Psychologically, this conjunction often gives emotional self-control, endurance and a strong inner capacity to bear difficulty. These individuals may seem composed, reliable or mature beyond their years, especially in situations that require steadiness. They tend to monitor their feelings rather than simply express them, and may prefer usefulness, responsibility or competence over emotional display. Security is usually sought through order, predictability and self-sufficiency.
The deeper pattern, however, often involves a complicated relationship to need itself. The person may have learned early that care was tied to duty, that emotional expression had to be moderated, or that they had to become the responsible one. As a result, there can be a tendency to minimize personal needs, hold sadness privately, or feel uncomfortable depending on others. Even when deeply sensitive, they may present a controlled exterior and struggle to believe that softness will be met safely.
At its best, this conjunction gives emotional maturity, loyalty, patience and quiet strength. It can support the ability to parent, protect, contain crisis and remain grounded when others are overwhelmed. There is often a sober realism that helps the person make thoughtful choices rather than being ruled by passing moods. Their care may be understated but dependable: they show love through consistency, effort and presence.
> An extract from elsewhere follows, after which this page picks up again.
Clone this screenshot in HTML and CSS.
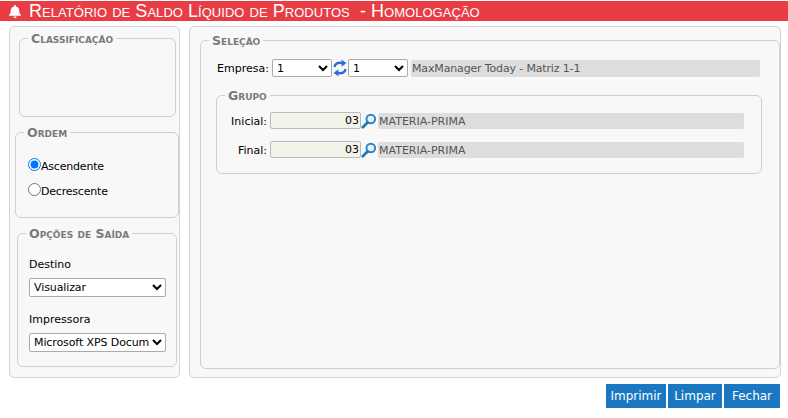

The challenges usually involve heaviness, inhibition or loneliness in the emotional life. There may be a tendency toward melancholy, guardedness, emotional inhibition, or chronic self-criticism. Feelings can become burdened by guilt, fear of rejection, or the expectation that one must cope alone. In some cases, the person appears reserved not because they feel little, but because they feel deeply and do not trust emotional spontaneity. They may also attract relationships where duty outweighs warmth, or where they become the stabilizing figure for others.
In lived experience, Saturn conjunct the Moon often shows up as a person who is reliable in crises but less fluent in comfort; someone who can carry responsibility well, yet has to learn that needing care is not weakness. Over time, the growth of this placement lies in allowing emotional life to have structure without becoming imprisoned by it. When integrated, it produces a rare kind of strength: the ability to feel deeply, remain steady, and build inner safety from honesty, patience and earned trust.